• [Written exercise]: Type out the complete listing below word for word, without its pictures.

• [Data supplied]:
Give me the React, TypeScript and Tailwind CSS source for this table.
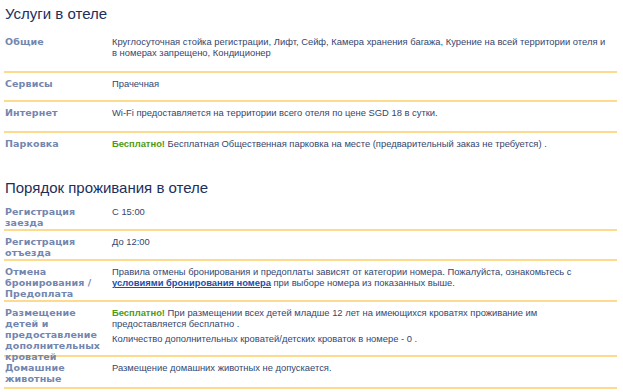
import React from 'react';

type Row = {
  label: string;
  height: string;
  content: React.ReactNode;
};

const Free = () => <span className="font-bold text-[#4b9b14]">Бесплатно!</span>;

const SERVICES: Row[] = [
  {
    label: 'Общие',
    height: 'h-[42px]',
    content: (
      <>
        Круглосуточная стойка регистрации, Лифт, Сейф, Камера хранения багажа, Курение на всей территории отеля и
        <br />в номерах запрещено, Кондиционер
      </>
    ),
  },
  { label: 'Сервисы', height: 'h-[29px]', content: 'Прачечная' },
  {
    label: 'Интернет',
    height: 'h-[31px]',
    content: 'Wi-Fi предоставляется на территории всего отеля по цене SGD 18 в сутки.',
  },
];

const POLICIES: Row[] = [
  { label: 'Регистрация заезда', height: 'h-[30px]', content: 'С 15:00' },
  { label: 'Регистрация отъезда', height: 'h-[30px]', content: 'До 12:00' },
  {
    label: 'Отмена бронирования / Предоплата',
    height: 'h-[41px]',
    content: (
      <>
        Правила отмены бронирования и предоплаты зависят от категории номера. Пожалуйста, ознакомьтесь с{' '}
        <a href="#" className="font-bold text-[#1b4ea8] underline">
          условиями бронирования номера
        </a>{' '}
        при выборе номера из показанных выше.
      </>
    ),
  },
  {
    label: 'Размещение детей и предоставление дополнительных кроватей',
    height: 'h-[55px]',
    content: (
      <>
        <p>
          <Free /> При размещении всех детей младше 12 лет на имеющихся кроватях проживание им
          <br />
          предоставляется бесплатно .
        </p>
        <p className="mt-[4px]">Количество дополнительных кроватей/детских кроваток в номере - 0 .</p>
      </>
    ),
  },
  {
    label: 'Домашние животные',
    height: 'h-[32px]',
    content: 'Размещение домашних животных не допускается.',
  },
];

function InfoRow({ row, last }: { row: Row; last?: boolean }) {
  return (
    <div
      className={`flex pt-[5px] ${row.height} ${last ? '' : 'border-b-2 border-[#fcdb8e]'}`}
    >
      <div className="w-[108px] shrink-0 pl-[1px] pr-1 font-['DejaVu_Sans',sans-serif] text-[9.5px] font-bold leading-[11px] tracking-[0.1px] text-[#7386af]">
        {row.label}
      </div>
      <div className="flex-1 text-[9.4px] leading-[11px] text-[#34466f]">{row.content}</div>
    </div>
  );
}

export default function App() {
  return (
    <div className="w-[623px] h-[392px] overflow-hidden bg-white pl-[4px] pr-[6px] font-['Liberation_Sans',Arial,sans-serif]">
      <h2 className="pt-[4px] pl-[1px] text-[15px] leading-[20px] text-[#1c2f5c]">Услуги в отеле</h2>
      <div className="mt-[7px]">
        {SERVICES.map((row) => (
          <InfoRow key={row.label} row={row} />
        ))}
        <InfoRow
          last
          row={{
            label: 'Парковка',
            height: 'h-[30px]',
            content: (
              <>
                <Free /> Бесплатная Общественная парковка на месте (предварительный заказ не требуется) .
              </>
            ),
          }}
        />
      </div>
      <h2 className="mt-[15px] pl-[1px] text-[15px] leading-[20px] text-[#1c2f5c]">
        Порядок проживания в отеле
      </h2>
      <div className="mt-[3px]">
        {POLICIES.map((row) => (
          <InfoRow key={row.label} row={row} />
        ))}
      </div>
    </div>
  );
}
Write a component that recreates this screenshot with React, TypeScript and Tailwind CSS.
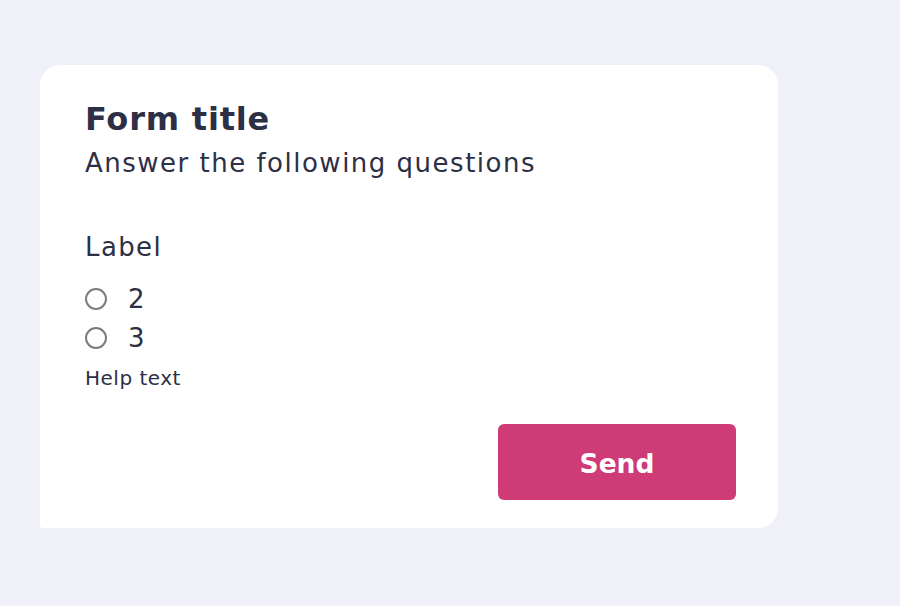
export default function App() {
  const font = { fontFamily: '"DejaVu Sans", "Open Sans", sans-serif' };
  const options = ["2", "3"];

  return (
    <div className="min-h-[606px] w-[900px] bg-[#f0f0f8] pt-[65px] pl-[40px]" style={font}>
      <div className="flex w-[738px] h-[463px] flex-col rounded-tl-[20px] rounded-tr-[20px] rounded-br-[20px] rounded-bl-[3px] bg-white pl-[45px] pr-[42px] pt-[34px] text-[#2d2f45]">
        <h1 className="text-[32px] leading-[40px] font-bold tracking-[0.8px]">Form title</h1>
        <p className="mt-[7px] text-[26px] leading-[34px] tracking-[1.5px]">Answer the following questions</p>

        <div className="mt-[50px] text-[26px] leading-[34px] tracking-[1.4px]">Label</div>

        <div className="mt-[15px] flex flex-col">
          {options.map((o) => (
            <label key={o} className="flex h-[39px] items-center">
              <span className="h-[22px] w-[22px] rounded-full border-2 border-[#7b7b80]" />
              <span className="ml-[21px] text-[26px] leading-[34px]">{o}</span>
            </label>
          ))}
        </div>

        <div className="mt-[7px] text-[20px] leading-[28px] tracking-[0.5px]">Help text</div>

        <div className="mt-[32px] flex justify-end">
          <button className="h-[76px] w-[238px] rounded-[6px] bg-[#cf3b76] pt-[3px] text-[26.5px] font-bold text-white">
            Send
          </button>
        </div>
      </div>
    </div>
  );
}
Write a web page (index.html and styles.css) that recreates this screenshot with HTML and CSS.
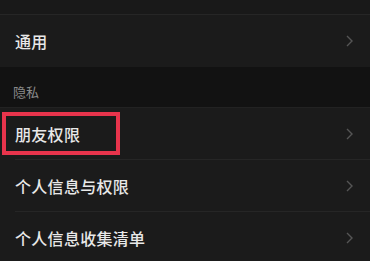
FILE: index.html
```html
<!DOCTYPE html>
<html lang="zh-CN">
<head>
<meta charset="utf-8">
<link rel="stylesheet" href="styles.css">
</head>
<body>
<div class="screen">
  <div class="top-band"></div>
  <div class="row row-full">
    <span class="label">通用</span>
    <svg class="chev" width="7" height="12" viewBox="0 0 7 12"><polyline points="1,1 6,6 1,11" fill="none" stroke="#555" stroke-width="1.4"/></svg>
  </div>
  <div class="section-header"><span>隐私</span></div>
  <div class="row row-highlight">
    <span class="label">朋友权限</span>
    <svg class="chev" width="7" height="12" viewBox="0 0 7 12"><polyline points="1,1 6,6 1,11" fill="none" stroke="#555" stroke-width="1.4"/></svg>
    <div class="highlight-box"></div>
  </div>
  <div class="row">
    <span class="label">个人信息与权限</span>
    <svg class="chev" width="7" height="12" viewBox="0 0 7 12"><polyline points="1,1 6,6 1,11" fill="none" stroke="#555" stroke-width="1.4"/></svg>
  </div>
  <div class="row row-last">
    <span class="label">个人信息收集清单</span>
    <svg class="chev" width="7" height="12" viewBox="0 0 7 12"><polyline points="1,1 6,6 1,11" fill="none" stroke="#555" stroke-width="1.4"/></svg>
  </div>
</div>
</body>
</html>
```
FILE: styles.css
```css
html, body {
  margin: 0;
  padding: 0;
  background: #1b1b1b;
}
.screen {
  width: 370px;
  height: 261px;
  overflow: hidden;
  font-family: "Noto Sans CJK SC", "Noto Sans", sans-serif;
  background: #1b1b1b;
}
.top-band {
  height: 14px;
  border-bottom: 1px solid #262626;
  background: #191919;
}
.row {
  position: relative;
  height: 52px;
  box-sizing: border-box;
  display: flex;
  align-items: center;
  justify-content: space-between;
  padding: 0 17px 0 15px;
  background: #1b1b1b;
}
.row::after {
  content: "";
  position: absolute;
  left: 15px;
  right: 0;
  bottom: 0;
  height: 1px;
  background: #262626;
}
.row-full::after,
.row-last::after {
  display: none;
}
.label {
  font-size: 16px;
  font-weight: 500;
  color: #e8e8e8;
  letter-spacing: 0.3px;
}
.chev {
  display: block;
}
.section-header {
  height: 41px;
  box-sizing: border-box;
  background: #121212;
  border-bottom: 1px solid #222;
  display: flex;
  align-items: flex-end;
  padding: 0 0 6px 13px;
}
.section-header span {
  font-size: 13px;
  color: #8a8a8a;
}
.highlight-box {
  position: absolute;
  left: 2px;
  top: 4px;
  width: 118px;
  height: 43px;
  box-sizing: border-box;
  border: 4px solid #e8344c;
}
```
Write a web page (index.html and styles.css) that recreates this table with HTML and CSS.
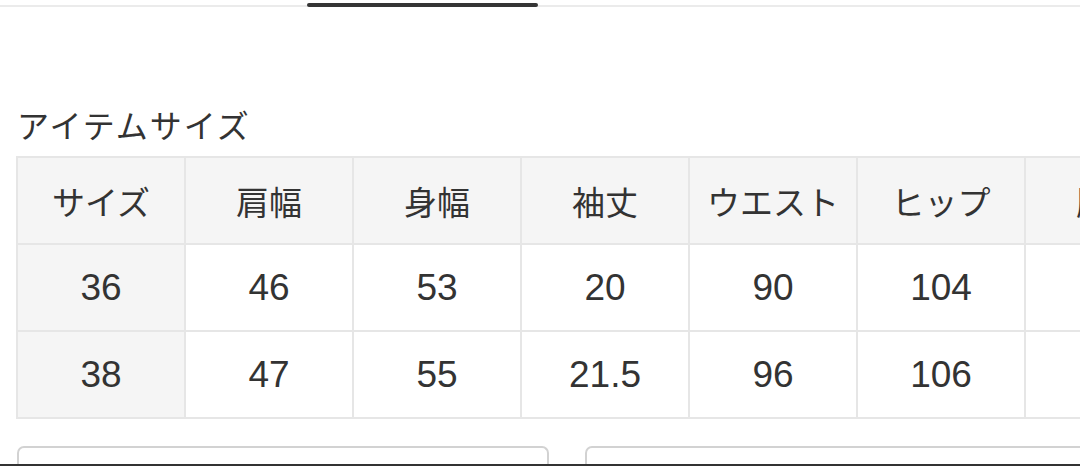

• [Correct answer]:
Give me the React, TypeScript and Tailwind CSS source for this table.
import React from 'react';

type Row = {
  label: string;
  height: string;
  content: React.ReactNode;
};

const Free = () => <span className="font-bold text-[#4b9b14]">Бесплатно!</span>;

const SERVICES: Row[] = [
  {
    label: 'Общие',
    height: 'h-[42px]',
    content: (
      <>
        Круглосуточная стойка регистрации, Лифт, Сейф, Камера хранения багажа, Курение на всей территории отеля и
        <br />в номерах запрещено, Кондиционер
      </>
    ),
  },
  { label: 'Сервисы', height: 'h-[29px]', content: 'Прачечная' },
  {
    label: 'Интернет',
    height: 'h-[31px]',
    content: 'Wi-Fi предоставляется на территории всего отеля по цене SGD 18 в сутки.',
  },
];

const POLICIES: Row[] = [
  { label: 'Регистрация заезда', height: 'h-[30px]', content: 'С 15:00' },
  { label: 'Регистрация отъезда', height: 'h-[30px]', content: 'До 12:00' },
  {
    label: 'Отмена бронирования / Предоплата',
    height: 'h-[41px]',
    content: (
      <>
        Правила отмены бронирования и предоплаты зависят от категории номера. Пожалуйста, ознакомьтесь с{' '}
        <a href="#" className="font-bold text-[#1b4ea8] underline">
          условиями бронирования номера
        </a>{' '}
        при выборе номера из показанных выше.
      </>
    ),
  },
  {
    label: 'Размещение детей и предоставление дополнительных кроватей',
    height: 'h-[55px]',
    content: (
      <>
        <p>
          <Free /> При размещении всех детей младше 12 лет на имеющихся кроватях проживание им
          <br />
          предоставляется бесплатно .
        </p>
        <p className="mt-[4px]">Количество дополнительных кроватей/детских кроваток в номере - 0 .</p>
      </>
    ),
  },
  {
    label: 'Домашние животные',
    height: 'h-[32px]',
    content: 'Размещение домашних животных не допускается.',
  },
];

function InfoRow({ row, last }: { row: Row; last?: boolean }) {
  return (
    <div
      className={`flex pt-[5px] ${row.height} ${last ? '' : 'border-b-2 border-[#fcdb8e]'}`}
    >
      <div className="w-[108px] shrink-0 pl-[1px] pr-1 font-['DejaVu_Sans',sans-serif] text-[9.5px] font-bold leading-[11px] tracking-[0.1px] text-[#7386af]">
        {row.label}
      </div>
      <div className="flex-1 text-[9.4px] leading-[11px] text-[#34466f]">{row.content}</div>
    </div>
  );
}

export default function App() {
  return (
    <div className="w-[623px] h-[392px] overflow-hidden bg-white pl-[4px] pr-[6px] font-['Liberation_Sans',Arial,sans-serif]">
      <h2 className="pt-[4px] pl-[1px] text-[15px] leading-[20px] text-[#1c2f5c]">Услуги в отеле</h2>
      <div className="mt-[7px]">
        {SERVICES.map((row) => (
          <InfoRow key={row.label} row={row} />
        ))}
        <InfoRow
          last
          row={{
            label: 'Парковка',
            height: 'h-[30px]',
            content: (
              <>
                <Free /> Бесплатная Общественная парковка на месте (предварительный заказ не требуется) .
              </>
            ),
          }}
        />
      </div>
      <h2 className="mt-[15px] pl-[1px] text-[15px] leading-[20px] text-[#1c2f5c]">
        Порядок проживания в отеле
      </h2>
      <div className="mt-[3px]">
        {POLICIES.map((row) => (
          <InfoRow key={row.label} row={row} />
        ))}
      </div>
    </div>
  );
}
Write a component that recreates this screenshot with React, TypeScript and Tailwind CSS.
export default function App() {
  const font = { fontFamily: '"DejaVu Sans", "Open Sans", sans-serif' };
  const options = ["2", "3"];

  return (
    <div className="min-h-[606px] w-[900px] bg-[#f0f0f8] pt-[65px] pl-[40px]" style={font}>
      <div className="flex w-[738px] h-[463px] flex-col rounded-tl-[20px] rounded-tr-[20px] rounded-br-[20px] rounded-bl-[3px] bg-white pl-[45px] pr-[42px] pt-[34px] text-[#2d2f45]">
        <h1 className="text-[32px] leading-[40px] font-bold tracking-[0.8px]">Form title</h1>
        <p className="mt-[7px] text-[26px] leading-[34px] tracking-[1.5px]">Answer the following questions</p>

        <div className="mt-[50px] text-[26px] leading-[34px] tracking-[1.4px]">Label</div>

        <div className="mt-[15px] flex flex-col">
          {options.map((o) => (
            <label key={o} className="flex h-[39px] items-center">
              <span className="h-[22px] w-[22px] rounded-full border-2 border-[#7b7b80]" />
              <span className="ml-[21px] text-[26px] leading-[34px]">{o}</span>
            </label>
          ))}
        </div>

        <div className="mt-[7px] text-[20px] leading-[28px] tracking-[0.5px]">Help text</div>

        <div className="mt-[32px] flex justify-end">
          <button className="h-[76px] w-[238px] rounded-[6px] bg-[#cf3b76] pt-[3px] text-[26.5px] font-bold text-white">
            Send
          </button>
        </div>
      </div>
    </div>
  );
}
Write a web page (index.html and styles.css) that recreates this screenshot with HTML and CSS.
FILE: index.html
```html
<!DOCTYPE html>
<html lang="zh-CN">
<head>
<meta charset="utf-8">
<link rel="stylesheet" href="styles.css">
</head>
<body>
<div class="screen">
  <div class="top-band"></div>
  <div class="row row-full">
    <span class="label">通用</span>
    <svg class="chev" width="7" height="12" viewBox="0 0 7 12"><polyline points="1,1 6,6 1,11" fill="none" stroke="#555" stroke-width="1.4"/></svg>
  </div>
  <div class="section-header"><span>隐私</span></div>
  <div class="row row-highlight">
    <span class="label">朋友权限</span>
    <svg class="chev" width="7" height="12" viewBox="0 0 7 12"><polyline points="1,1 6,6 1,11" fill="none" stroke="#555" stroke-width="1.4"/></svg>
    <div class="highlight-box"></div>
  </div>
  <div class="row">
    <span class="label">个人信息与权限</span>
    <svg class="chev" width="7" height="12" viewBox="0 0 7 12"><polyline points="1,1 6,6 1,11" fill="none" stroke="#555" stroke-width="1.4"/></svg>
  </div>
  <div class="row row-last">
    <span class="label">个人信息收集清单</span>
    <svg class="chev" width="7" height="12" viewBox="0 0 7 12"><polyline points="1,1 6,6 1,11" fill="none" stroke="#555" stroke-width="1.4"/></svg>
  </div>
</div>
</body>
</html>
```
FILE: styles.css
```css
html, body {
  margin: 0;
  padding: 0;
  background: #1b1b1b;
}
.screen {
  width: 370px;
  height: 261px;
  overflow: hidden;
  font-family: "Noto Sans CJK SC", "Noto Sans", sans-serif;
  background: #1b1b1b;
}
.top-band {
  height: 14px;
  border-bottom: 1px solid #262626;
  background: #191919;
}
.row {
  position: relative;
  height: 52px;
  box-sizing: border-box;
  display: flex;
  align-items: center;
  justify-content: space-between;
  padding: 0 17px 0 15px;
  background: #1b1b1b;
}
.row::after {
  content: "";
  position: absolute;
  left: 15px;
  right: 0;
  bottom: 0;
  height: 1px;
  background: #262626;
}
.row-full::after,
.row-last::after {
  display: none;
}
.label {
  font-size: 16px;
  font-weight: 500;
  color: #e8e8e8;
  letter-spacing: 0.3px;
}
.chev {
  display: block;
}
.section-header {
  height: 41px;
  box-sizing: border-box;
  background: #121212;
  border-bottom: 1px solid #222;
  display: flex;
  align-items: flex-end;
  padding: 0 0 6px 13px;
}
.section-header span {
  font-size: 13px;
  color: #8a8a8a;
}
.highlight-box {
  position: absolute;
  left: 2px;
  top: 4px;
  width: 118px;
  height: 43px;
  box-sizing: border-box;
  border: 4px solid #e8344c;
}
```
Write a web page (index.html and styles.css) that recreates this table with HTML and CSS.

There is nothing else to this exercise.